## [Exercise instructions]
Restate the listing below word for word, omitting any images.

## [Recorded data]
## BEGIN

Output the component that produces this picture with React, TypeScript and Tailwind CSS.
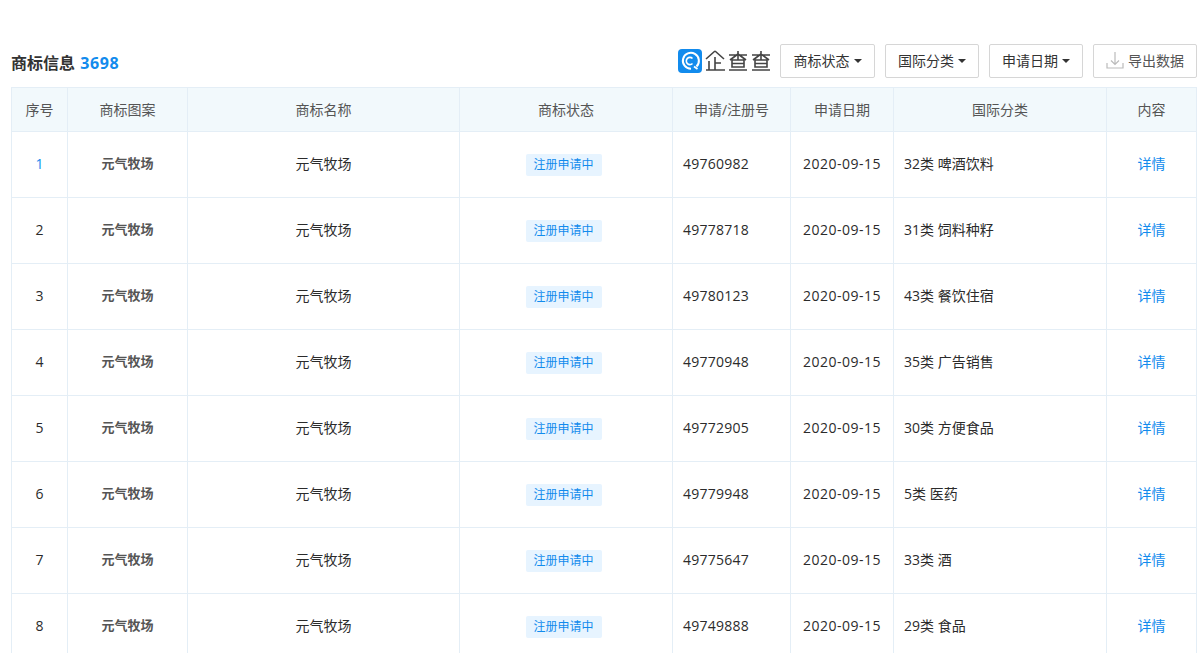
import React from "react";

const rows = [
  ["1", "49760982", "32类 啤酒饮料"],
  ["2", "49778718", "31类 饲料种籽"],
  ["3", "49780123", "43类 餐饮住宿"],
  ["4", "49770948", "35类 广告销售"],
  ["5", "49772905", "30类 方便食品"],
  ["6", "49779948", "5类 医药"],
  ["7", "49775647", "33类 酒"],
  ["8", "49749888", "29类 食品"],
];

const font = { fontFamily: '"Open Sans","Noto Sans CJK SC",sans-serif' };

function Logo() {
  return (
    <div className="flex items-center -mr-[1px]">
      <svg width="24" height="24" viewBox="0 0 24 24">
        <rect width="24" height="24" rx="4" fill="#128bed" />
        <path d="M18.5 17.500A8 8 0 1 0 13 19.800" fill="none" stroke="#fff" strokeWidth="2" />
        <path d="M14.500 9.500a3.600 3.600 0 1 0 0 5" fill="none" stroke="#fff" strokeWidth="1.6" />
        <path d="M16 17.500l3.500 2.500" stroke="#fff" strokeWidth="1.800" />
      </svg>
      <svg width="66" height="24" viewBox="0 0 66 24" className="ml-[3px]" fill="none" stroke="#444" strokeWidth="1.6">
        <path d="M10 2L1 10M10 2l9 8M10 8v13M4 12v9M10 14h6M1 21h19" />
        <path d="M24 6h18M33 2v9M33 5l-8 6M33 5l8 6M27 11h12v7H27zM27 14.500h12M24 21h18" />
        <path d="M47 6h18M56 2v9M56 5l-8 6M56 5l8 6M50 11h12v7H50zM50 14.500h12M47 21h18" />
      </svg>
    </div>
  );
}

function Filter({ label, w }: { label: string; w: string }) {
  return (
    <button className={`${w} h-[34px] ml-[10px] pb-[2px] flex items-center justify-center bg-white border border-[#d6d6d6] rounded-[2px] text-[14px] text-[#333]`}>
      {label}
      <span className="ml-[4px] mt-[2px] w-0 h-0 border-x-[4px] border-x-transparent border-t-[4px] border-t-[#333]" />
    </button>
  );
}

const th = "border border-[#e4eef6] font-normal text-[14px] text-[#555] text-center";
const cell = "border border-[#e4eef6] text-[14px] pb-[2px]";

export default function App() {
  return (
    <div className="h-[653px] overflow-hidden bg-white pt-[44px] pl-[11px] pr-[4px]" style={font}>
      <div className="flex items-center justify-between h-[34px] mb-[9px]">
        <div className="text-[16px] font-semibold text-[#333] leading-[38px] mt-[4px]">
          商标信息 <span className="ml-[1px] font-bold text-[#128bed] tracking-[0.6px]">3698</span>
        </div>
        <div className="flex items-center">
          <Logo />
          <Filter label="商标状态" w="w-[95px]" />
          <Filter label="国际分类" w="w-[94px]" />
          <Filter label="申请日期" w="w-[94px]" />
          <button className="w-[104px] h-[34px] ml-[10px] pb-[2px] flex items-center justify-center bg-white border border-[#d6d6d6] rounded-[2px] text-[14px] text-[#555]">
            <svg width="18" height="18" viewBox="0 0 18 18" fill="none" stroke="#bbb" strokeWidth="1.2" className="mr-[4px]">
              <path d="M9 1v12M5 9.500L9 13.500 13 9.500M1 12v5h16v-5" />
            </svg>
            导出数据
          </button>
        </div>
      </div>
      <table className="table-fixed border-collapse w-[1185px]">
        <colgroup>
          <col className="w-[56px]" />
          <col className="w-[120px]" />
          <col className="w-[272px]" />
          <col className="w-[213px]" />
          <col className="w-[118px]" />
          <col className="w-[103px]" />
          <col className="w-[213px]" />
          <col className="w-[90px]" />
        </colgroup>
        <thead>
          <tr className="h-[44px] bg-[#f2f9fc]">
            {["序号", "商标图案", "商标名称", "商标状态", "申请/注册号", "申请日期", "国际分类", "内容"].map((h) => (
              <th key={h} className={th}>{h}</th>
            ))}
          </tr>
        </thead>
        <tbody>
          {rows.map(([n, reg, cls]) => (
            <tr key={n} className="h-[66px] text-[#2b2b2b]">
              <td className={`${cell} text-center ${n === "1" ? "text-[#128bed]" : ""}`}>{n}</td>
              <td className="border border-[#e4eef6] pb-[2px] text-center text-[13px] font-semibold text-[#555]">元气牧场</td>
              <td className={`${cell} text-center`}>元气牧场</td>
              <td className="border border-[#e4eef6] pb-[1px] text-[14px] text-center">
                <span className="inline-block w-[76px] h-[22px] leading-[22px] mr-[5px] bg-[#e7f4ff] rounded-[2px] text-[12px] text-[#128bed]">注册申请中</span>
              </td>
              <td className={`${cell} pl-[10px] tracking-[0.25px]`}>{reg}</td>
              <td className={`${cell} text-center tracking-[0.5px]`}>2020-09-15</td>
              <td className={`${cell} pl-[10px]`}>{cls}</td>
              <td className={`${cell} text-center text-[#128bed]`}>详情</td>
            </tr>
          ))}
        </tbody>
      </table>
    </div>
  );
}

## END

## [Worked answer]
Output the component that produces this picture with React, TypeScript and Tailwind CSS.
import React from "react";

const rows = [
  ["1", "49760982", "32类 啤酒饮料"],
  ["2", "49778718", "31类 饲料种籽"],
  ["3", "49780123", "43类 餐饮住宿"],
  ["4", "49770948", "35类 广告销售"],
  ["5", "49772905", "30类 方便食品"],
  ["6", "49779948", "5类 医药"],
  ["7", "49775647", "33类 酒"],
  ["8", "49749888", "29类 食品"],
];

const font = { fontFamily: '"Open Sans","Noto Sans CJK SC",sans-serif' };

function Logo() {
  return (
    <div className="flex items-center -mr-[1px]">
      <svg width="24" height="24" viewBox="0 0 24 24">
        <rect width="24" height="24" rx="4" fill="#128bed" />
        <path d="M18.5 17.500A8 8 0 1 0 13 19.800" fill="none" stroke="#fff" strokeWidth="2" />
        <path d="M14.500 9.500a3.600 3.600 0 1 0 0 5" fill="none" stroke="#fff" strokeWidth="1.6" />
        <path d="M16 17.500l3.500 2.500" stroke="#fff" strokeWidth="1.800" />
      </svg>
      <svg width="66" height="24" viewBox="0 0 66 24" className="ml-[3px]" fill="none" stroke="#444" strokeWidth="1.6">
        <path d="M10 2L1 10M10 2l9 8M10 8v13M4 12v9M10 14h6M1 21h19" />
        <path d="M24 6h18M33 2v9M33 5l-8 6M33 5l8 6M27 11h12v7H27zM27 14.500h12M24 21h18" />
        <path d="M47 6h18M56 2v9M56 5l-8 6M56 5l8 6M50 11h12v7H50zM50 14.500h12M47 21h18" />
      </svg>
    </div>
  );
}

function Filter({ label, w }: { label: string; w: string }) {
  return (
    <button className={`${w} h-[34px] ml-[10px] pb-[2px] flex items-center justify-center bg-white border border-[#d6d6d6] rounded-[2px] text-[14px] text-[#333]`}>
      {label}
      <span className="ml-[4px] mt-[2px] w-0 h-0 border-x-[4px] border-x-transparent border-t-[4px] border-t-[#333]" />
    </button>
  );
}

const th = "border border-[#e4eef6] font-normal text-[14px] text-[#555] text-center";
const cell = "border border-[#e4eef6] text-[14px] pb-[2px]";

export default function App() {
  return (
    <div className="h-[653px] overflow-hidden bg-white pt-[44px] pl-[11px] pr-[4px]" style={font}>
      <div className="flex items-center justify-between h-[34px] mb-[9px]">
        <div className="text-[16px] font-semibold text-[#333] leading-[38px] mt-[4px]">
          商标信息 <span className="ml-[1px] font-bold text-[#128bed] tracking-[0.6px]">3698</span>
        </div>
        <div className="flex items-center">
          <Logo />
          <Filter label="商标状态" w="w-[95px]" />
          <Filter label="国际分类" w="w-[94px]" />
          <Filter label="申请日期" w="w-[94px]" />
          <button className="w-[104px] h-[34px] ml-[10px] pb-[2px] flex items-center justify-center bg-white border border-[#d6d6d6] rounded-[2px] text-[14px] text-[#555]">
            <svg width="18" height="18" viewBox="0 0 18 18" fill="none" stroke="#bbb" strokeWidth="1.2" className="mr-[4px]">
              <path d="M9 1v12M5 9.500L9 13.500 13 9.500M1 12v5h16v-5" />
            </svg>
            导出数据
          </button>
        </div>
      </div>
      <table className="table-fixed border-collapse w-[1185px]">
        <colgroup>
          <col className="w-[56px]" />
          <col className="w-[120px]" />
          <col className="w-[272px]" />
          <col className="w-[213px]" />
          <col className="w-[118px]" />
          <col className="w-[103px]" />
          <col className="w-[213px]" />
          <col className="w-[90px]" />
        </colgroup>
        <thead>
          <tr className="h-[44px] bg-[#f2f9fc]">
            {["序号", "商标图案", "商标名称", "商标状态", "申请/注册号", "申请日期", "国际分类", "内容"].map((h) => (
              <th key={h} className={th}>{h}</th>
            ))}
          </tr>
        </thead>
        <tbody>
          {rows.map(([n, reg, cls]) => (
            <tr key={n} className="h-[66px] text-[#2b2b2b]">
              <td className={`${cell} text-center ${n === "1" ? "text-[#128bed]" : ""}`}>{n}</td>
              <td className="border border-[#e4eef6] pb-[2px] text-center text-[13px] font-semibold text-[#555]">元气牧场</td>
              <td className={`${cell} text-center`}>元气牧场</td>
              <td className="border border-[#e4eef6] pb-[1px] text-[14px] text-center">
                <span className="inline-block w-[76px] h-[22px] leading-[22px] mr-[5px] bg-[#e7f4ff] rounded-[2px] text-[12px] text-[#128bed]">注册申请中</span>
              </td>
              <td className={`${cell} pl-[10px] tracking-[0.25px]`}>{reg}</td>
              <td className={`${cell} text-center tracking-[0.5px]`}>2020-09-15</td>
              <td className={`${cell} pl-[10px]`}>{cls}</td>
              <td className={`${cell} text-center text-[#128bed]`}>详情</td>
            </tr>
          ))}
        </tbody>
      </table>
    </div>
  );
}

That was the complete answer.